Hi!
We had a long day at the hospital today. Surgery time tomorrow is 7:30am and we have to be there at 6am.
We had a pre-op admissions thing - so many questions. I can tell I've done this too many times. I am starting to lose my patience. I really wish after so many surgical experiences we could earn some kind of card. Or at least some kind of alarm on her medical record that says this isn't our first rodeo - it is our 70th or so. For real. I can't believe I have to be treated the same as a person who is preparing for their kid to go under anesthesia for the first time. The anesthesia part of our day feels like a joke. He actually said they take her back and put her under using her trach and then they would give her an IV, that way she won't feel it.
Huh, so when she's under anesthesia, she can't feel anything? Interesting. He also said they would be there with her - the whole time! Whew, that's a relief! Thanks, doctor.
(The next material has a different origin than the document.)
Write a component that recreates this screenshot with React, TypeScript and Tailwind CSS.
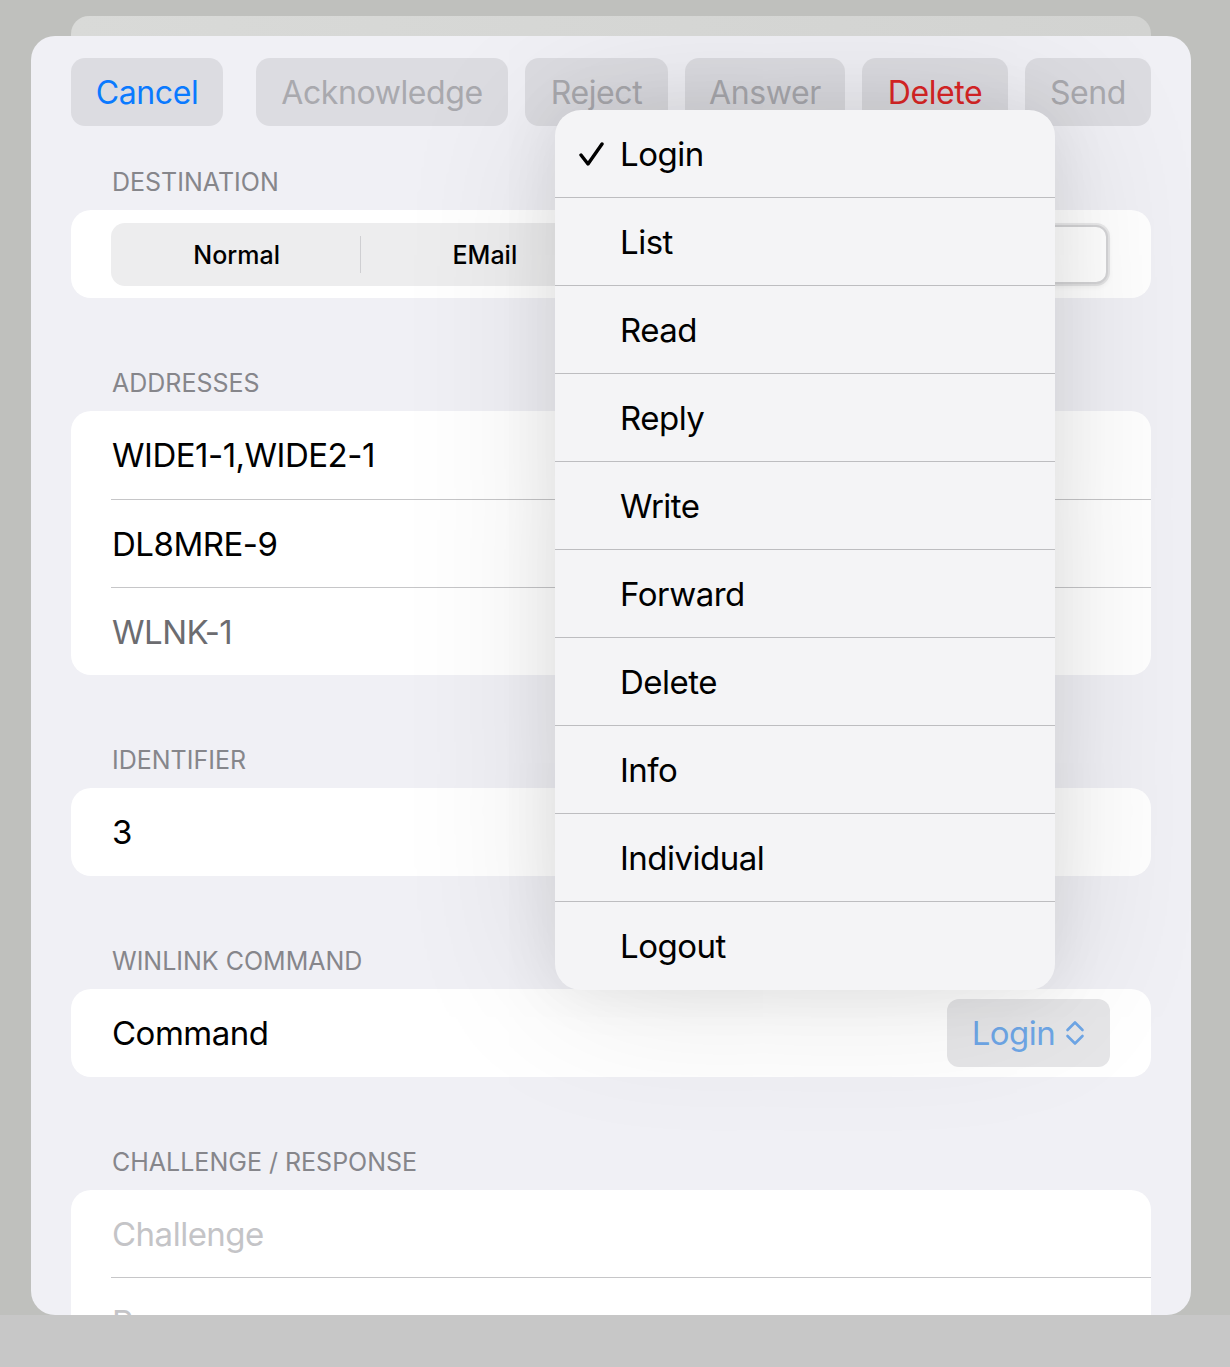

I have to sit there patiently and politely, listen to him and let him do his thing. Probably because there is some policy that says he has to - regardless of how many times the poor parents have had to sit there and listen to the same thing. And I'm not poking fun of this particular person. Or first timer parents. Although I did feel bad for him. My face might've been talking, even though I wasn't. Ugh, I promise I don't want to be crappy. I know we are not the norm. I'm guessing most parents aren't career hospital parents like us.
He asked me/us if we had any questions. He had to ask Tom twice because he wasn't even listening. Haha! I probably sound horrible, but I can't help but laugh. It feels like when you're on a plane for the 100th time - and you can hear them doing the safety procedures in the background. You've heard it all before, how much focus does it really require? Anyway, I thought to myself, when was the last time I had a question for anesthesia? Years. Like 14 of them. I'm pretty sure I've never asked a single question. I can promise you I've never asked if they are going to just leave her there while they go eat breakfast. Although, tomorrow I should ask our anesthesiologist (we will have the same one we've had since August 2017 and we're buds now, haha) for some "good" questions I could ask the next one at her next surgery. Something very doctory - something hard. Haha! That would be so funny. Ahhh, medical burnout humor. Okay - for real though - no sarcasm in this statement - I fully trust that the anesthesia team is fully capable of taking care of her. This is why I joke and poke fun. All in good humor and to keep me from losing my shit. Haha!
Anyway, she got an echo.
Darnit, she still has the same heart defects she had last time. Nothing new there. And she had to have labs done, which actually was the best it has ever been. Whew, this girl can put up a fight! But, she was way better today (and the nurse was amazing) and I hope that's a good sign for the future.